Labour leader Sir Keir Starmer also stuck the boot in this morning, warning that the energy bill increase was leaving people ‘tossing and turning in their beds’.

He told Sky News: ‘People don’t want a revolution. They do want to know ”how am I going to pay my energy bill which has just gone up today by hundreds of pounds”?’

‘This is a significant and worrying day for millions of people.’

He added: ‘For the Government to decide to impose more tax in national insurance, now is the wrong time. It’s the wrong tax at the wrong time.

‘I think most people are clear that … the Government really needed to step up in its spring statement last week. They failed to do so and their response is frankly pathetic on a very, very difficult day for millions of people.

‘Energy bills are going up far more than we’ve ever seen on record. People are really struggling and I just don’t think the Government gets it.’

Tory MPs and campaigners urged the Chancellor to revisit last week’s mini-Budget to help millions facing an unprecedented hike in everyday costs.
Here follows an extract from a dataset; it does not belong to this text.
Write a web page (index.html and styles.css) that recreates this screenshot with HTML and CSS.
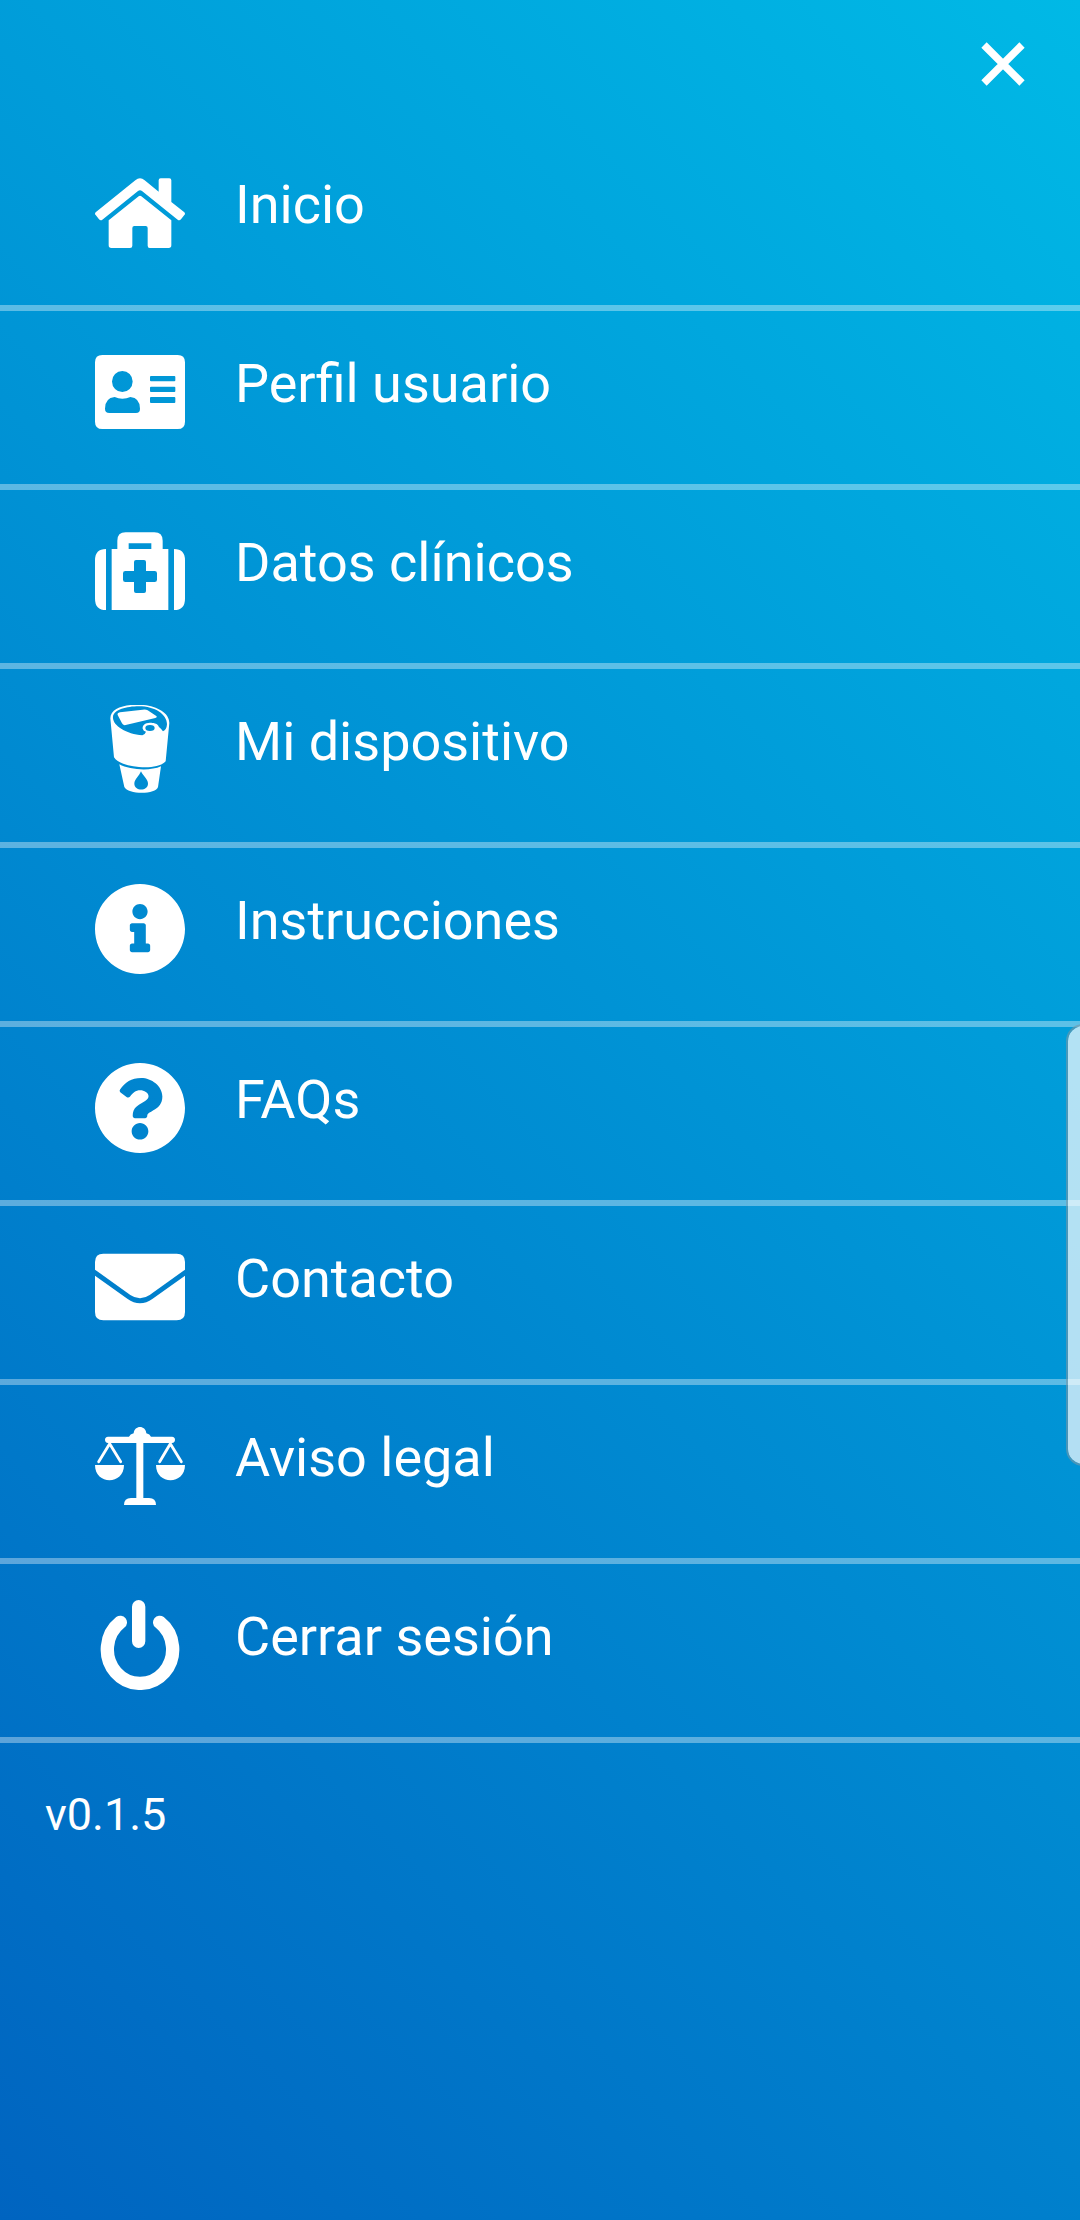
FILE: index.html
```html
<!DOCTYPE html>
<html lang="es">
<head>
<meta charset="utf-8">
<title>Menú</title>
<link rel="stylesheet" href="styles.css">
</head>
<body>
<header class="topbar">
  <button class="close" aria-label="Cerrar">
    <svg viewBox="0 0 44 44"><path d="M3 3L41 41M41 3L3 41" stroke="#fff" stroke-width="7.5"/></svg>
  </button>
</header>
<nav class="menu">
  <a class="item">
    <svg class="icon" viewBox="45 24 270 270"><path d="M47 157L166 61Q180 49 194 61L236 95V61Q236 55 242 55H268Q274 55 274 61V126L313 157Q317 161 313 165L303 178Q298 183 293 179L186 93Q180 88 174 93L67 179Q62 183 57 178L47 165Q43 161 47 157Z"/><path d="M86 181L176 109Q180 106 184 109L274 181V256Q274 264 266 264H209Q203 264 203 257V204Q203 198 197 198H163Q157 198 157 204V257Q157 264 150 264H94Q86 264 86 256Z"/></svg>
    <span class="label">Inicio</span>
  </a>
  <a class="item">
    <svg class="icon" viewBox="45 21 270 270"><path fill-rule="evenodd" d="M67 45H293Q315 45 315 67V245Q315 267 293 267H67Q45 267 45 245V67Q45 45 67 45ZM127 93A31 31.500 0 0 0 127 156A31 31.500 0 0 0 127 93ZM104 171Q75 174 75 206Q75 219 88 219H168Q180 219 180 206Q180 174 151 171Q140 176 127 176Q115 176 104 171ZM213 108Q210 108 210 111V121Q210 124 213 124H283Q286 124 286 121V111Q286 108 283 108ZM213 140Q210 140 210 143V153Q210 156 213 156H283Q286 156 286 153V143Q286 140 283 140ZM213 171Q210 171 210 174V186Q210 189 213 189H283Q286 189 286 186V174Q286 171 283 171Z"/></svg>
    <span class="label">Perfil usuario</span>
  </a>
  <a class="item">
    <svg class="icon" viewBox="45 18 270 270"><path fill-rule="evenodd" d="M95 87H112V62Q112 37 137 37H223Q248 37 248 62V87H265V270H95ZM146 70V87H214V70ZM168 120Q162 120 162 126V153H136Q129 153 129 160V179Q129 186 136 186H162V213Q162 219 168 219H192Q198 219 198 213V186H224Q231 186 231 179V160Q231 153 224 153H198V126Q198 120 192 120Z"/><path d="M78 87V270Q45 270 45 236V121Q45 87 78 87ZM282 87V270Q315 270 315 236V121Q315 87 282 87Z"/></svg>
    <span class="label">Datos clínicos</span>
  </a>
  <a class="item">
    <svg class="icon" viewBox="15 45 270 270"><path fill-rule="evenodd" d="M61 85C61 56 100 44 143 44C190 44 238 64 238 99L227 214C212 230 179 234 147 231C112 228 81 218 72 202ZM69 80C72 59 109 49 147 49C195 49 231 73 231 103Q230 119 219 124C214 115 206 112 205 107C201 100 190 98 180 98C163 99 157 107 158 116Q160 123 168 125Q165 134 157 136C108 132 66 106 69 80ZM166 114A14 9 0 0 0 194 114A14 9 0 0 0 166 114Z"/><path d="M83 75Q81 69 90 67L158 59Q167 57 173 61L200 79Q202 83 196 84L107 105Q99 107 96 100Z"/><path fill-rule="evenodd" d="M88 223C119 240 181 244 213 229L204 291C199 314 113 314 103 291ZM153 244C148 257 133 269 133 281C133 304 174 304 174 281C174 268 159 258 153 244Z"/></svg>
    <span class="label">Mi dispositivo</span>
  </a>
  <a class="item">
    <svg class="icon" viewBox="8 8 496 496"><path d="M256 8C119.043 8 8 119.083 8 256c0 136.997 111.043 248 248 248s248-111.003 248-248C504 119.083 392.957 8 256 8zm0 110c23.196 0 42 18.804 42 42s-18.804 42-42 42-42-18.804-42-42 18.804-42 42-42zm56 254c0 6.627-5.373 12-12 12h-88c-6.627 0-12-5.373-12-12v-24c0-6.627 5.373-12 12-12h12v-64h-12c-6.627 0-12-5.373-12-12v-24c0-6.627 5.373-12 12-12h64c6.627 0 12 5.373 12 12v100h12c6.627 0 12 5.373 12 12v24z"/></svg>
    <span class="label">Instrucciones</span>
  </a>
  <a class="item">
    <svg class="icon" viewBox="8 8 496 496"><path d="M504 256c0 136.997-111.043 248-248 248S8 392.997 8 256C8 119.083 119.043 8 256 8s248 111.083 248 248zM262.655 90c-54.497 0-89.255 22.957-116.549 63.758-3.536 5.286-2.353 12.415 2.715 16.258l34.699 26.31c5.205 3.947 12.621 3.008 16.665-2.122 17.864-22.658 30.113-35.797 57.303-35.797 20.429 0 45.698 13.148 45.698 32.958 0 14.976-12.363 22.667-32.534 33.976C247.128 238.528 216 254.941 216 296v4c0 6.627 5.373 12 12 12h56c6.627 0 12-5.373 12-12v-1.333c0-28.462 83.186-29.647 83.186-106.667 0-58.002-60.165-102-116.531-102zM256 338c-25.365 0-46 20.635-46 46 0 25.364 20.635 46 46 46s46-20.636 46-46c0-25.365-20.635-46-46-46z"/></svg>
    <span class="label">FAQs</span>
  </a>
  <a class="item">
    <svg class="icon" viewBox="45 36 270 270"><path d="M70 71H290Q315 71 315 96V119L209 195Q180 215 151 195L45 119V96Q45 71 70 71Z"/><path d="M45 137L142 206Q180 233 218 206L315 137V246Q315 271 290 271H70Q45 271 45 246Z"/></svg>
    <span class="label">Contacto</span>
  </a>
  <a class="item">
    <svg class="icon" viewBox="45 63 270 270"><path d="M84 110H147Q150 102 161 100C163 75 197 75 199 100Q210 102 213 110H276Q285 111 285 119Q285 128 276 129H190V294H207Q228 294 228 315H132Q132 294 153 294H169V129H84Q75 128 75 119Q75 111 84 110ZM45 195H132C132 256 45 256 45 195ZM228 195H315C315 256 228 256 228 195Z"/><path d="M56 185L89 131L122 185M239 185L271 131L304 185" fill="none" stroke="#fff" stroke-width="8.500" stroke-linecap="round" stroke-linejoin="round"/></svg>
    <span class="label">Aviso legal</span>
  </a>
  <a class="item">
    <svg class="icon" viewBox="45 600 270 270"><path d="M176 620V724M121 667A98 101.800 0 1 0 239 667" fill="none" stroke="#fff" stroke-width="40" stroke-linecap="round"/></svg>
    <span class="label">Cerrar sesión</span>
  </a>
</nav>
<footer class="version">v0.1.5</footer>
<div class="edge-handle"></div>
</body>
</html>
```
FILE: styles.css
```css
* {
  box-sizing: border-box;
}

body {
  margin: 0;
  position: relative;
  width: 1080px;
  height: 2220px;
  overflow: hidden;
  color: #fff;
  font-family: Roboto, sans-serif;
  background: linear-gradient(45deg, #0064c0, #00b9e6);
}

.topbar {
  height: 132px;
  display: flex;
  justify-content: flex-end;
  padding: 42px 55px 0 0;
}

.close {
  width: 44px;
  height: 44px;
  padding: 0;
  border: 0;
  background: none;
}

.close svg {
  display: block;
}

.menu {
  display: flex;
  flex-direction: column;
}

.item {
  display: flex;
  align-items: flex-start;
  gap: 50px;
  height: 179px;
  padding: 36px 0 0 95px;
  border-bottom: 6px solid rgba(255, 255, 255, 0.36);
}

.icon {
  width: 90px;
  height: 90px;
  fill: #fff;
}

.label {
  font-size: 54px;
  line-height: 74px;
}

.version {
  padding: 45px 0 0 45px;
  font-size: 45px;
  line-height: 54px;
}

.edge-handle {
  position: absolute;
  top: 1024px;
  right: -20px;
  width: 34px;
  height: 442px;
  border: 2px solid rgba(120, 150, 165, 0.6);
  border-radius: 17px;
  background: rgba(255, 255, 255, 0.7);
  background-clip: padding-box;
}
```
An independent assessment for the Daily Mail found that price rises and tax hikes this month alone will cost a typical family of four over £134 a month – equal to more than £1,612 a year.

Energy firm websites crashed yesterday as struggling customers tried to register their meter readings on the last day before the massive rise.

Next week, the Chancellor’s controversial hike in national insurance contributions will kick in, costing someone earning £30,000 an extra £255.

Council tax bills are rising by an average 3.5 per cent. And the hospitality sector warned that the decision to increase VAT to its pre-pandemic levels would put further pressure on inflation rates which are already forecast to hit 9 per cent this year.

Hospitality firms warned price rises in pubs and restaurants are ‘inevitable’ from today when the reduced rate of VAT on the sector goes up from 12.5 per cent to its pre-pandemic level of 20 per cent.